Conforme previsto no Inciso III do 1º parágrafo, um dos instrumentos que a Constituição aponta para o cumprimento desse dever é o estabelecimento de espaços territoriais protegidos por parte do poder público. A fim de atender à constituição foi elaborado o Sistema Nacional de Unidades de Conservação (SNUC) cujo processo de elaboração e negociação perdurou por cerca de 10 anos com elevadas doses de polêmicas entre as partes interessadas.
A origem do SNUC remete-se ao Instituto de Brasileiro de Desenvolvimento Florestal (IBDF), ainda em 1988, quando o órgão incumbiu a ONG Fundação Pró-Natureza (FUNATRA) de elaborar um anteprojeto de lei instituindo um sistema de unidades de conservação. 

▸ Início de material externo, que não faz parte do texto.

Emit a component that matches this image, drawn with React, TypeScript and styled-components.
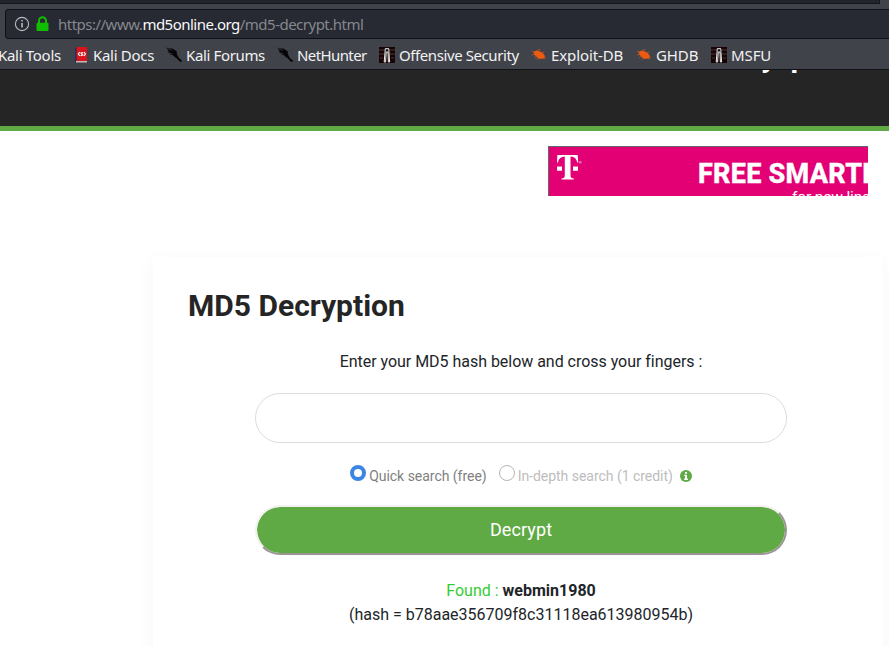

A Funatra encontrou dificuldades para definir categorias de manejo, ao passo que deveria excluir categorias semelhantes e crias novas onde se viam brechas na legislação. No ano seguinte, o anteprojeto foi entregue ao CONAMA (Conselho Nacional do Meio Ambiente) com aprovação em maio de 1992. Após, foi encaminhado à Casa Civil da Presidência da República, onde foram suprimidos os dispositivos que criminalizavam as agressões às UCs, substituídos por sanções administrativas.
O deputado Federal Fábio Feldmann, relator do projeto de lei do SNUC entre 1992 e 1995, apresentou um substitutivo ao projeto, introduzindo modificações relevantes como a questão da ocupação humana em áreas de unidades de conservação. 
Daí surge o debate inicial entre duas linhas principais: uma defensora da existência de áreas resguardadas da interferência humana, em prol do conhecimento e da operação dos ecossistemas pelas futuras gerações; e outra defensora da presença das populações tradicionais, mais tolerante à presença humana em espaços sob regime de proteção.
Em 1995 a relatoria passou ao deputado federal Fernando Gabeira. Um novo substitutivo foi apresentado por este, aprofundando as divergências entre os ambientalistas e alimentando, ainda mais, a polêmica.
Um dos fortes argumentos contrários à presença humana destaca que as UCs de uso sustentável são de futuro incerto do ponto de vista da manutenção da biodiversidade e que determinadas espécies, como os megaherbívoros e os carnívoros de topo de cadeia, seriam especialmente suscetíveis à presença e aos usos humanos. Por outro lado, um forte argumento da posição mais permeável à presença humana em UCs é o de que seria social e politicamente injusto retirar as populações ocupantes de tais espaços porque, inclusive, elas teriam colaborado para a conservação e a manutenção da biodiversidade.
Após inúmeras reuniões, audiências públicas, versões e modificações, o projeto foi aprovado no Congresso em 2000, mas teve ainda alguns dispositivos vetados pelo presidente Fernando Henrique Cardoso, como por exemplo, a definição de populações tradicionais.
O resultado (Lei nº 9.985/2000) – uma tentativa de conciliação entre visões muito distintas – apesar de não agradar inteiramente a nenhuma das partes envolvidas na polêmica, significou um avanço importante na construção de um sistema efetivo de áreas protegidas no país.

O espírito da lei, interpretado pela história de sua construção, está no caráter complementar entre as diferentes categorias de UCs.  O SNUC deu funções específicas para cada categoria de área protegida, mas integrou todas em um Sistema que representa a interseção  dos interesses defendidos por  diferentes partes.